Japanese retail sales rose for a ninth straight month in November, data showed on Tuesday, as the lifting of COVID-19 border controls and the government's domestic travel subsidy helped consumer demand.
But from the previous month, sales fell from October, with price increases in daily necessities weighing on Japanese households as the nation's core consumer inflation rate hit a fresh 40-year high, indicating price hikes were broadening.
A recovery in private consumption, which makes up more than half of Japan's economy, is key to driving growth in the economy, which unexpectedly shrank in the third quarter.
Retail sales grew 2.6% from the year earlier but short of a median forecast of 3.7%. The pace of annual growth in sales, a barometer of private consumption, slowed from 4.4% in October and 4.8% in September.
On a seasonally adjusted basis, retail sales slipped 1.1% in November from the previous month, down for the first time in five months.
Data showed last week that visitor arrivals to Japan jumped to nearly 1 million in November, the first full month after the country scrapped COVID-19 curbs that effectively halted tourism for more than two years.
A government domestic travel subsidy campaign to help the pandemic-hit tourism industry, which started in mid-October, also encouraged people to spend on travel and travel goods.

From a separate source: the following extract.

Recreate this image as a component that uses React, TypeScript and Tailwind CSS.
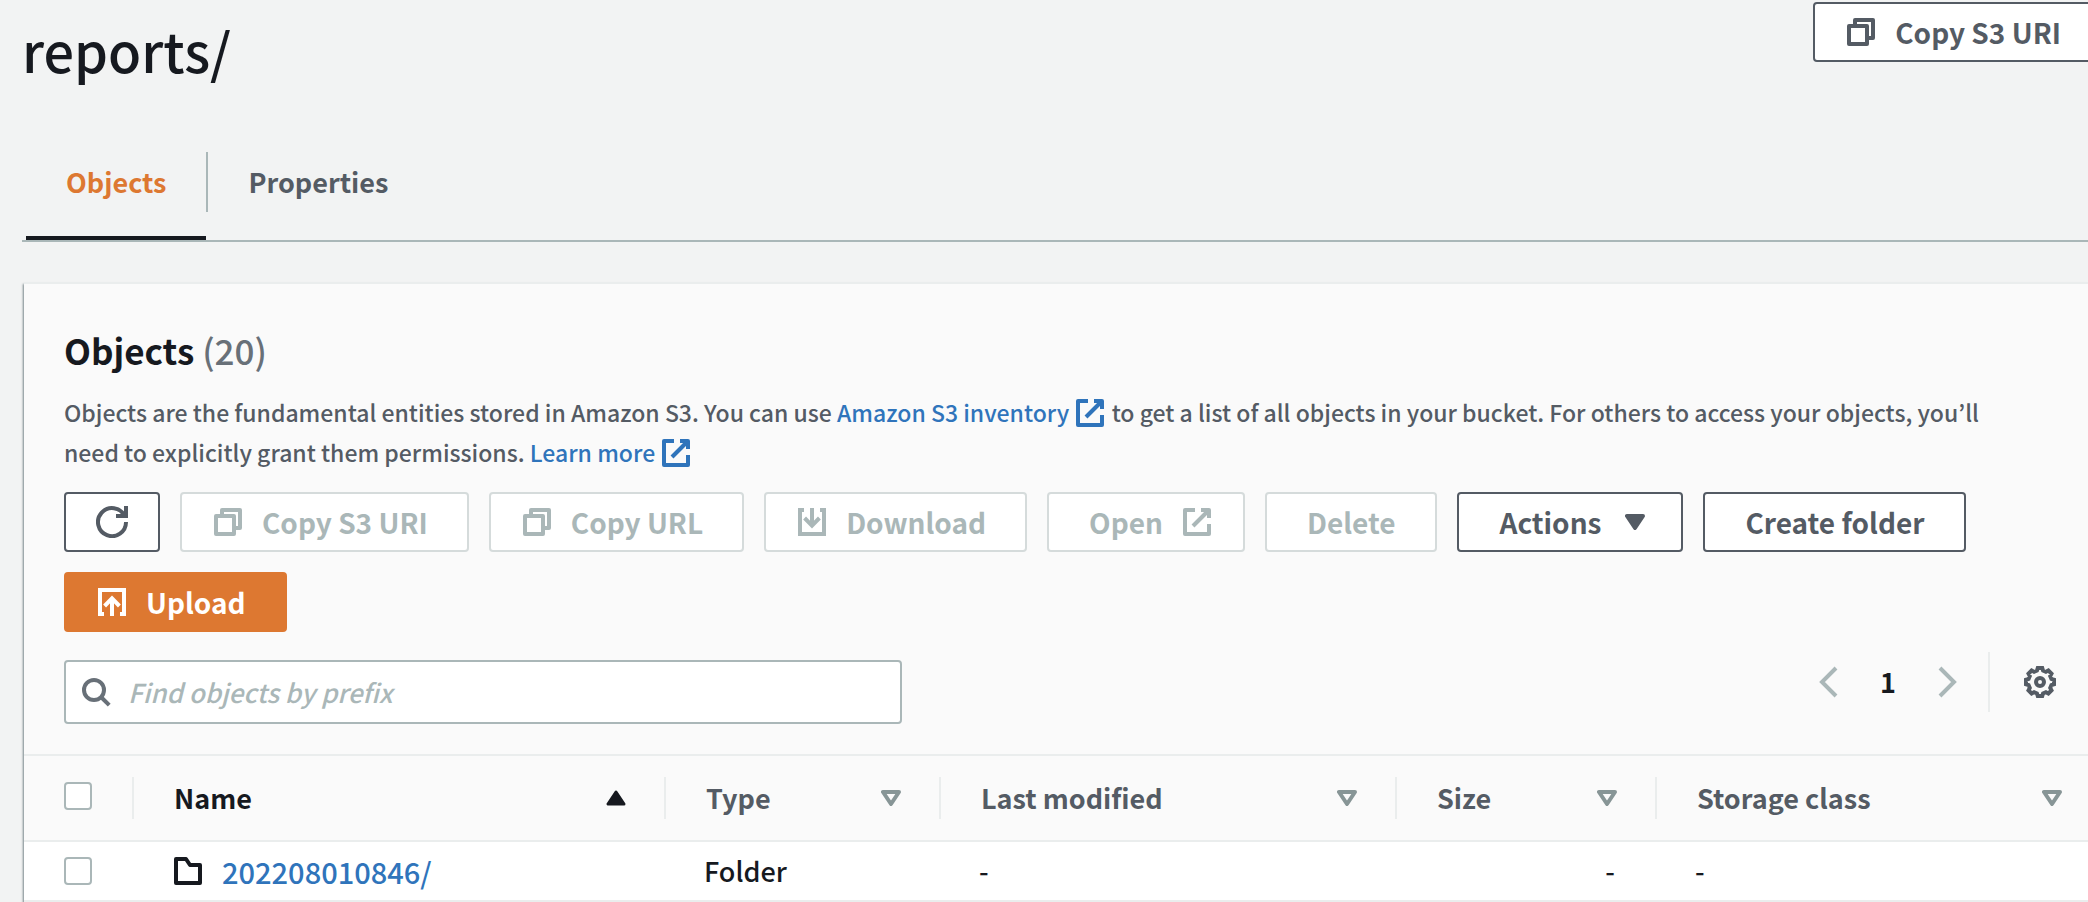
import React from "react";

type IconName = "copy" | "external" | "download" | "upload" | "refresh" | "search" | "prev" | "next" | "folder";

const iconPaths: Record<IconName, string[]> = {
  copy: ["M2 5h9v9H2z", "M5 5V2h9v9h-3"],
  external: ["M10 2h4v4", "M6 10l8-8", "M14 9v5H2V2h5"],
  download: ["M4 2H2v12h12V2h-2", "M8 1v9", "M4.3 6 8 9.8 11.7 6"],
  upload: ["M4 14H2V2h12v12h-2", "M8 15V6", "M4.3 10 8 6.2l3.7 3.8"],
  refresh: ["M10 5h5V0", "M15 8a7 7 0 1 1-.7-3"],
  search: ["M12 7A5 5 0 1 1 2 7a5 5 0 0 1 10 0z", "M10.5 10.5 14.6 14.6"],
  prev: ["M12 1 5 8l7 7"],
  next: ["M4 1l7 7-7 7"],
  folder: ["M2 2h5l2 3h5v9H2z"],
};

function Icon({ name, className = "" }: { name: IconName; className?: string }) {
  const round = name === "copy" || name === "folder" || name === "external";
  return (
    <svg
      viewBox="0 0 16 16"
      aria-hidden="true"
      fill="none"
      stroke="currentColor"
      strokeWidth="2"
      strokeLinejoin={round ? "round" : "miter"}
      className={`size-8 shrink-0 ${className}`}
    >
      {iconPaths[name].map((d) => (
        <path key={d} d={d} />
      ))}
    </svg>
  );
}

function Caret({ kind }: { kind: "menu" | "asc" | "none" }) {
  return (
    <svg viewBox="0 0 20 16" aria-hidden="true" strokeLinejoin="round" className="h-4 w-5 shrink-0">
      {kind === "menu" && <path d="M2 2h16l-8 12z" fill="currentColor" stroke="currentColor" strokeWidth="4" />}
      {kind === "asc" && <path d="M2 14h16L10 2z" fill="currentColor" stroke="currentColor" strokeWidth="3" />}
      {kind === "none" && <path d="M2 2h16l-8 12z" fill="none" stroke="#879596" strokeWidth="4" />}
    </svg>
  );
}

// Eight teeth, each a tip edge followed by a valley edge.
const gearPoints = Array.from({ length: 8 }, (_, i) => {
  const corner = (deg: number, r: number) => {
    const a = ((i * 45 + deg) * Math.PI) / 180;
    return `${(16 + r * Math.sin(a)).toFixed(2)},${(16 - r * Math.cos(a)).toFixed(2)}`;
  };
  return [corner(-9, 14.2), corner(9, 14.2), corner(15, 11.8), corner(30, 11.8)].join(" ");
}).join(" ");

function Gear() {
  return (
    <svg viewBox="0 0 32 32" aria-hidden="true" fill="none" stroke="currentColor" strokeWidth="4" className="size-8">
      <polygon points={gearPoints} />
      <circle cx="16" cy="16" r="4" />
    </svg>
  );
}

type ButtonProps = {
  children?: React.ReactNode;
  start?: IconName;
  end?: IconName;
  caret?: boolean;
  disabled?: boolean;
  primary?: boolean;
};

function Button({ children, start, end, caret, disabled, primary }: ButtonProps) {
  const tone = primary
    ? "border-[#dd7831] bg-[#dd7831] text-white"
    : disabled
      ? "border-[#d5dbdb] bg-white text-[#aab7b8]"
      : "border-[#545b64] bg-white text-[#545b64]";
  const left = start ? "pl-[30px]" : "pl-10";
  const right = end ? "pr-[30px]" : caret ? "pr-9" : start ? "pr-[39px]" : "pr-10";
  const gap = caret ? "gap-6" : "gap-[18px]";
  return (
    <button
      type="button"
      disabled={disabled}
      className={`flex h-[60px] shrink-0 items-center whitespace-nowrap rounded-sm border-2 text-[28px] leading-10 font-bold ${gap} ${tone} ${left} ${right}`}
    >
      {start && <Icon name={start} />}
      {children}
      {end && <Icon name={end} />}
      {caret && <Caret kind="menu" />}
    </button>
  );
}

const columns = [
  { label: "Name", sort: "asc" as const },
  { label: "Type", sort: "none" as const },
  { label: "Last modified", sort: "none" as const },
  { label: "Size", sort: "none" as const },
  { label: "Storage class", sort: "none" as const },
];

function Checkbox({ label }: { label: string }) {
  return (
    <input
      type="checkbox"
      aria-label={label}
      className="block size-7 appearance-none rounded-sm border-2 border-[#aab7b8] bg-white checked:bg-[#2f74bb]"
    />
  );
}

export default function App() {
  return (
    <div className="min-h-screen overflow-x-hidden bg-[#f2f3f3] font-['Noto_Sans_CJK_KR','Noto_Sans',sans-serif] text-[27px] leading-10 font-medium text-[#16191f]">
      <header className="flex items-start justify-between pt-0.5 pl-[22px]">
        <h1 className="pt-3 text-[54px] leading-[72px]">reports/</h1>
        <div className="-mr-3.5">
          <Button start="copy">Copy S3 URI</Button>
        </div>
      </header>

      <nav className="mt-[66px] ml-[22px] flex border-b-2 border-[#aab7b8] pl-1 font-bold">
        <a href="#objects" className="flex h-[88px] items-start border-b-4 border-[#16191f] px-10 pt-2.5 text-[#dd7831]">
          Objects
        </a>
        <a href="#properties" className="h-[60px] border-l-2 border-[#aab7b8] px-10 pt-2.5 text-[#545b64]">
          Properties
        </a>
      </nav>

      <main className="mt-10 ml-6 border-t-2 border-[#eaeded] bg-[#fafafa] shadow-[-1px_2px_2px_0_rgba(0,28,36,0.5)]">
        <section className="px-10 pt-11">
          <h2 className="text-[35px] leading-[44px] font-bold">
            Objects <span className="font-medium text-[#687078]">(20)</span>
          </h2>
          <p className="mt-5 max-w-[1964px] text-[23px] leading-10 text-[#545b64]">
            Objects are the fundamental entities stored in Amazon S3. You can use{" "}
            <a href="#inventory" className="text-[#2f74bb]">
              Amazon S3 inventory <Icon name="external" className="inline-block align-[-7px]" />
            </a>{" "}
            to get a list of all objects in your bucket. For others to access your objects, you’ll need to explicitly
            grant them permissions.{" "}
            <a href="#learn" className="text-[#2f74bb]">
              Learn more <Icon name="external" className="inline-block align-[-7px]" />
            </a>
          </p>
          <div className="mt-5 flex flex-wrap gap-5">
            <button
              type="button"
              aria-label="Refresh"
              className="flex h-[60px] w-24 items-center justify-center rounded-sm border-2 border-[#545b64] bg-white text-[#545b64]"
            >
              <Icon name="refresh" />
            </button>
            <Button start="copy" disabled>Copy S3 URI</Button>
            <Button start="copy" disabled>Copy URL</Button>
            <Button start="download" disabled>Download</Button>
            <Button end="external" disabled>Open</Button>
            <Button disabled>Delete</Button>
            <Button caret>Actions</Button>
            <Button>Create folder</Button>
            <Button start="upload" primary>Upload</Button>
          </div>
        </section>

        <div className="mt-5 flex items-start justify-between pr-8 pb-[30px] pl-10">
          <label className="mt-2 flex h-16 w-[838px] items-center gap-4 rounded-sm border-2 border-[#aab7b8] bg-white px-3.5">
            <Icon name="search" className="text-[#687078]" />
            <input
              type="text"
              aria-label="Find objects by prefix"
              placeholder="Find objects by prefix"
              className="w-full bg-transparent text-[26px] outline-none placeholder:text-[#aab7b8] placeholder:italic"
            />
          </label>
          <div className="flex h-[60px] items-center">
            <button type="button" aria-label="Previous page" className="text-[#aab7b8]">
              <Icon name="prev" />
            </button>
            <span className="w-[88px] text-center font-bold">1</span>
            <button type="button" aria-label="Next page" className="text-[#aab7b8]">
              <Icon name="next" />
            </button>
            <span className="ml-6 h-[60px] w-0.5 bg-[#eaeded]" />
            <button type="button" aria-label="Preferences" className="ml-[34px] text-[#545b64]">
              <Gear />
            </button>
          </div>
        </div>

        <table className="w-full table-fixed border-collapse">
          <colgroup>
            <col className="w-[108px]" />
            <col className="w-[532px]" />
            <col className="w-[275px]" />
            <col className="w-[456px]" />
            <col className="w-[260px]" />
            <col />
          </colgroup>
          <thead>
            <tr className="h-[86px] border-y-2 border-[#eaeded]">
              <th className="pb-1 pl-10">
                <Checkbox label="Select all objects" />
              </th>
              {columns.map((c) => (
                <th key={c.label} className="p-0 text-left">
                  <div
                    className={`flex h-[42px] items-center justify-between border-l-2 border-[#eaeded] pl-10 ${
                      c.label === "Storage class" ? "pr-[26px]" : "pr-[38px]"
                    } ${c.sort === "asc" ? "" : "text-[#545b64]"}`}
                  >
                    {c.label}
                    <Caret kind={c.sort} />
                  </div>
                </th>
              ))}
            </tr>
          </thead>
          <tbody>
            <tr className="h-[60px] border-b-2 border-[#eaeded] bg-white">
              <td className="pl-10">
                <Checkbox label="Select 202208010846/" />
              </td>
              <td className="pl-10">
                <a href="#folder" className="flex items-center gap-[18px] text-[29px] text-[#2f74bb]">
                  <Icon name="folder" className="text-[#16191f]" />
                  202208010846/
                </a>
              </td>
              <td className="pl-10">Folder</td>
              <td className="pl-10">-</td>
              <td className="pr-10 text-right">-</td>
              <td className="pl-10">-</td>
            </tr>
          </tbody>
        </table>
      </main>
    </div>
  );
}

Separate data showed Japan's jobless rate fell to 2.5% in November, in line with a forecast in a Reuters poll, and down from 2.6% in October.
The jobs-to-applicants ratio, a key gauge of job availability, was at 1.35, unchanged from October and holding at the highest level since March 2020.
Bank of Japan Governor Haruhiko Kuroda on Monday voiced hope that intensifying labour shortages would prod firms to raise wages, while he brushed aside the chance of a near-term exit from ultra-loose monetary policy.
A higher inflation rate could also prompt firms to shift towards wage increases. Canon Inc plans to raise its base salary for the first time in 20 years, the Nikkei business daily reported on its website on Monday.
Japan's economy unexpectedly shrank in the third quarter, as global recession risk, China's faltering economy, a weak yen and higher import costs hurt consumption and businesses.
The government last week revised up its growth forecast for the next fiscal year to 1.5%, from a 1.1 % expansion in the previous forecast from July.